8 (Easy) New Flowers for Your Garden

If you are a gardener who doesn’t have time to pamper fussy plants, seed sellers have produced some new and nearly carefree varieties for 2017. These laid-back beauties can help put the fun back in your flowerbeds.

By Lynn Coulter

Admire® Blackberry Mix violas

Admire® Blackberry Mix violas

Start your spring garden with Admire® Blackberry Mix violas. These compact annuals, which come in four shades of blue and pink, hold up well as the weather warms, and they’re very drought tolerant. Admire® Spring Fling Mix is a mix of white, soft blue and pastel pink violas. Recommended for USDA zones 4 to 9, these violas grow well in beds and borders, or as accent plants in containers.

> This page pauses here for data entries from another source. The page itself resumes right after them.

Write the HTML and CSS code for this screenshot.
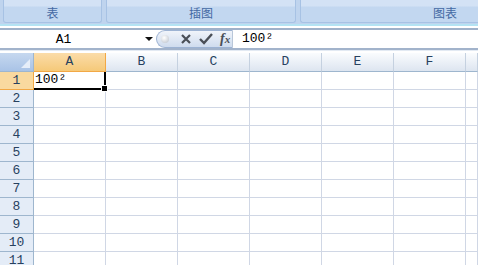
FILE: index.html
```html
<!DOCTYPE html>
<html lang="zh">
<head>
    <meta charset="UTF-8">
    <title>Excel - 上标</title>
    <link rel="stylesheet" href="styles.css">
</head>
<body>
    <div class="ribbon">
        <div class="group group-table"><span class="group-label">表</span></div>
        <div class="group group-picture"><span class="group-label">插图</span></div>
        <div class="group group-chart"><span class="group-label">图表</span></div>
    </div>

    <div class="formula-bar">
        <div class="name-box">
            <span class="name-text">A1</span>
            <span class="name-arrow"></span>
        </div>
        <div class="fx-pill">
            <span class="pill-dot"></span>
            <svg class="pill-icon" width="12" height="12" viewBox="0 0 12 12">
                <path d="M2 2 L10 10 M10 2 L2 10" stroke="#4a4f57" stroke-width="2.2" fill="none"/>
            </svg>
            <svg class="pill-icon" width="14" height="12" viewBox="0 0 14 12">
                <path d="M1 6 L5 10 L13 1" stroke="#4a4f57" stroke-width="2.4" fill="none"/>
            </svg>
            <span class="fx">f<small>x</small></span>
        </div>
        <div class="formula-input">100²</div>
    </div>

    <div class="sheet">
        <div class="grid" id="grid"></div>
    </div>

    <script>
        const cols = ["A", "B", "C", "D", "E", "F", ""];
        const grid = document.getElementById("grid");

        function cell(cls, text) {
            const div = document.createElement("div");
            div.className = cls;
            if (text) div.textContent = text;
            grid.appendChild(div);
            return div;
        }

        cell("corner");
        cols.forEach((c, i) => cell(i === 0 ? "col-head active" : "col-head", c));

        for (let r = 1; r <= 11; r++) {
            cell(r === 1 ? "row-head active" : "row-head", String(r));
            cols.forEach((c, i) => {
                if (r === 1 && i === 0) {
                    const sel = cell("cell selected", "100²");
                    const handle = document.createElement("span");
                    handle.className = "fill-handle";
                    sel.appendChild(handle);
                } else {
                    cell("cell");
                }
            });
        }
    </script>
</body>
</html>
```

FILE: styles.css
```css
body {
    margin: 0;
    width: 478px;
    height: 265px;
    overflow: hidden;
    background: #ffffff;
    font-family: "Liberation Mono", "DejaVu Sans Mono", monospace;
}

/* ribbon group labels */
.ribbon {
    display: flex;
    height: 24px;
    padding-left: 3px;
    gap: 4px;
    background: #bfd4ee;
    border-bottom: 2px solid #b4e3f3;
    overflow: hidden;
}

.group {
    flex: none;
    height: 23px;
    box-sizing: border-box;
    border: 1px solid #a7c2e4;
    border-top: none;
    border-radius: 0 0 3px 3px;
    background: linear-gradient(#d3e2f5 0, #d3e2f5 6px, #c2d7f0 7px, #c2d7f0 100%);
    display: flex;
    justify-content: center;
    align-items: flex-end;
    padding-bottom: 2px;
}

.group-table { width: 99px; }
.group-picture { width: 190px; }

.group-chart {
    flex: 1;
    justify-content: flex-end;
    padding-right: 21px;
    border-right: none;
    border-radius: 0 0 0 3px;
}

.group-label {
    font-family: "Noto Sans CJK SC", sans-serif;
    font-size: 12px;
    line-height: 14px;
    color: #4469a3;
}

/* formula bar */
.formula-bar {
    display: flex;
    height: 18px;
    border-top: 2px solid #9fb1c9;
    border-bottom: 2px solid #a2b3cb;
    margin-top: 2px;
    background: #ffffff;
}

.name-box {
    width: 156px;
    display: flex;
    align-items: center;
}

.name-text {
    flex: 1;
    text-align: center;
    font-size: 13px;
    color: #000;
    padding-right: 18px;
}

.name-arrow {
    width: 0;
    height: 0;
    border-left: 4px solid transparent;
    border-right: 4px solid transparent;
    border-top: 4px solid #111;
    margin-right: 3px;
}

.fx-pill {
    width: 77px;
    height: 18px;
    box-sizing: border-box;
    display: flex;
    align-items: center;
    gap: 7px;
    padding-left: 4px;
    border-radius: 9px 0 0 9px;
    border: 1px solid #9db3d3;
    border-right: 1px solid #b9c7d9;
    background: linear-gradient(#f0f4fa, #cfdcee);
}

.pill-dot {
    width: 8px;
    height: 8px;
    border-radius: 50%;
    background: radial-gradient(circle at 40% 35%, #fff, #b9c0ca);
    margin-right: 4px;
}

.fx {
    font-family: "Liberation Serif", serif;
    font-style: italic;
    font-weight: bold;
    font-size: 14px;
    color: #4a4f57;
}

.fx small {
    font-size: 11px;
}

.formula-input {
    flex: 1;
    font-size: 13px;
    line-height: 18px;
    padding-left: 9px;
    color: #000;
}

/* worksheet */
.sheet {
    border-top: 1px solid #e3eaf3;
    padding-top: 2px;
    background: #ffffff;
}

.grid {
    display: grid;
    grid-template-columns: 34px repeat(6, 72px) 12px;
    grid-template-rows: 19px;
    grid-auto-rows: 18px;
}

.corner {
    box-sizing: border-box;
    border-right: 1px solid #9eb6ce;
    border-bottom: 1px solid #9eb6ce;
    background: linear-gradient(#c6d8ef, #a9c3e6);
    position: relative;
}

.corner::after {
    content: "";
    position: absolute;
    right: 3px;
    bottom: 3px;
    border-left: 9px solid transparent;
    border-bottom: 9px solid #e6eef9;
}

.col-head {
    box-sizing: border-box;
    border-right: 1px solid #c5d1e0;
    border-bottom: 1px solid #9eb6ce;
    background: linear-gradient(#fafcfe, #dde5f0);
    text-align: center;
    font-size: 13px;
    line-height: 18px;
    color: #27415f;
}

.row-head {
    box-sizing: border-box;
    border-right: 1px solid #9eb6ce;
    border-bottom: 1px solid #9eb6ce;
    background: #e4ecf7;
    text-align: center;
    font-size: 13px;
    line-height: 18px;
    color: #27415f;
}

.col-head.active {
    background: linear-gradient(#fbdca9, #f5c979);
    border-right-color: #f2a845;
    border-bottom-color: #f2a845;
}

.row-head.active {
    background: #f9d99f;
    border-right-color: #f2a845;
    border-bottom-color: #f2a845;
}

.cell {
    box-sizing: border-box;
    border-right: 1px solid #d0d7e5;
    border-bottom: 1px solid #d0d7e5;
}

.cell.selected {
    position: relative;
    border-right: 2px solid #000;
    border-bottom: 2px solid #000;
    font-size: 13px;
    line-height: 16px;
    padding-left: 1px;
    color: #000;
}

.fill-handle {
    position: absolute;
    right: -4px;
    bottom: -4px;
    width: 5px;
    height: 5px;
    background: #000;
    border: 1px solid #fff;
}
```
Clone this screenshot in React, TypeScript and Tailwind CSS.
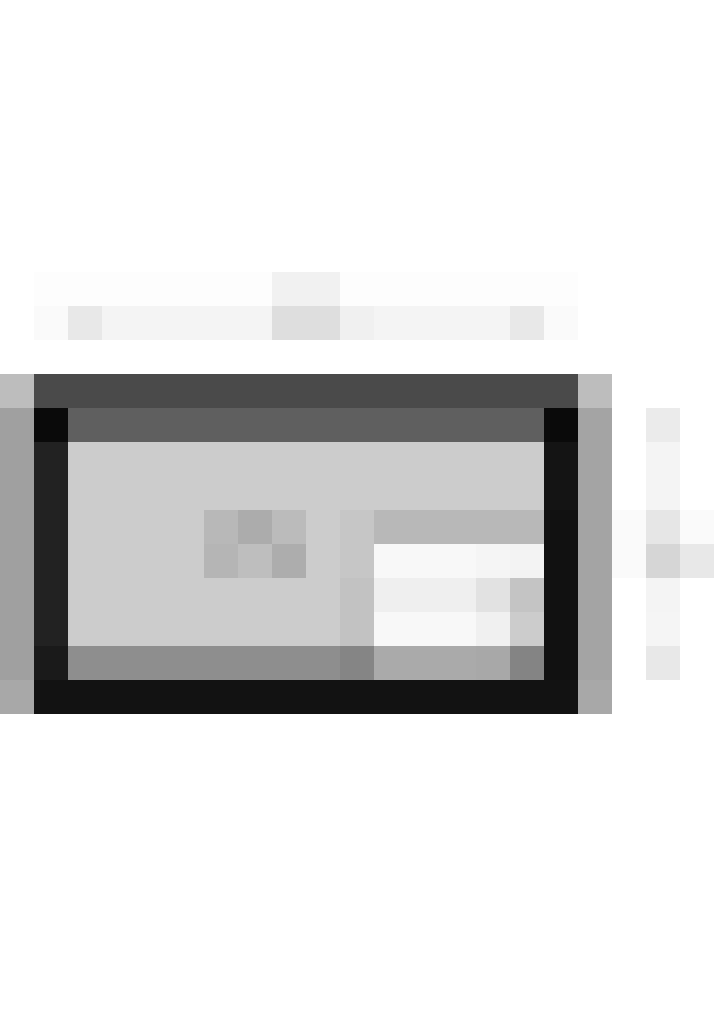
const palette: Record<string, string> = {
  ".": "bg-white",
  a: "bg-[#fdfdfd]",
  b: "bg-[#f1f1f1]",
  c: "bg-[#fafafa]",
  d: "bg-[#e8e8e8]",
  e: "bg-[#f4f4f4]",
  f: "bg-[#dedede]",
  g: "bg-[#bdbdbd]",
  h: "bg-[#4a4a4a]",
  i: "bg-[#a0a0a0]",
  j: "bg-[#0a0a0a]",
  k: "bg-[#5f5f5f]",
  l: "bg-[#a4a4a4]",
  m: "bg-[#ebebeb]",
  n: "bg-[#222222]",
  o: "bg-[#cccccc]",
  p: "bg-[#141414]",
  q: "bg-[#b8b8b8]",
  r: "bg-[#acacac]",
  s: "bg-[#bbbbbb]",
  t: "bg-[#c6c6c6]",
  u: "bg-[#111111]",
  v: "bg-[#e6e6e6]",
  w: "bg-[#b5b5b5]",
  x: "bg-[#bebebe]",
  y: "bg-[#adadad]",
  z: "bg-[#f8f8f8]",
  A: "bg-[#f5f5f5]",
  B: "bg-[#f3f3f3]",
  C: "bg-[#d6d6d6]",
  D: "bg-[#c2c2c2]",
  E: "bg-[#efefef]",
  F: "bg-[#e2e2e2]",
  G: "bg-[#c4c4c4]",
  H: "bg-[#f0f0f0]",
  I: "bg-[#1a1a1a]",
  J: "bg-[#8e8e8e]",
  K: "bg-[#858585]",
  L: "bg-[#aaaaaa]",
  M: "bg-[#a8a8a8]",
  N: "bg-[#848484]",
  O: "bg-[#121212]",
};

const blank = ".....................";

// one letter per 34px block, 21 blocks a row
const rows = [
  blank,
  blank,
  blank,
  blank,
  blank,
  blank,
  blank,
  blank,
  ".aaaaaaabbaaaaaaa....",
  ".cdeeeeeffHeeeedc....",
  blank,
  "ghhhhhhhhhhhhhhhhg...",
  "ijkkkkkkkkkkkkkkjl.m.",
  "inoooooooooooooopl.e.",
  "inoooooooooooooopl.e.",
  "inooooqrsotqqqqqulcvc",
  "inoooowxyotzzzABulcCd",
  "inooooooooDEEEFGul.e.",
  "inooooooooDzzzHoul.A.",
  "iIJJJJJJJJKLLLMNul.d.",
  "MOOOOOOOOOOOOOOOOM...",
  blank,
  blank,
  blank,
  blank,
  blank,
  blank,
  blank,
  blank,
  blank,
];

export default function App() {
  return (
    <main className="min-h-[1018px] w-[720px] overflow-hidden bg-white">
      <div className="grid grid-cols-[repeat(21,34px)] auto-rows-[34px]">
        {rows.map((row, r) =>
          row.split("").map((ch, c) => <div key={`${r}-${c}`} className={palette[ch] ?? "bg-white"} />)
        )}
      </div>
    </main>
  );
}
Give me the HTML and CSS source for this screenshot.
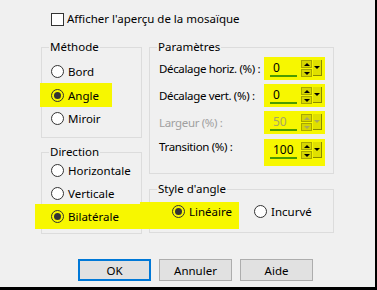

If you live in a hot climate, try the Paint the Town Magenta dianthus. This fragrant perennial tolerates heat, short periods of drought, average soil and even salty conditions. Best grown in zones 4 to 9, it opens pink and magenta flowers over bluish-green foliage. Fruit Punch® Black Cherry Frost has silvery blue foliage and semi-double, red flowers edged in near-white. Both of these dianthus hybrids from Proven Winners® take full sun to light shade.

Celosia Asian Garden

Celosia Asian Garden

Invite bees and other helpful pollinators to your yard with Celosia Asian Garden, an All-American Selection (AAS) winner from Murakami Seed. Its bright-pink flower spikes open earlier than most celosias, and the green leaves have attractive pink veins. Give this bushy annual full sun, and don’t worry if it gets a little dry—it can take a little drought.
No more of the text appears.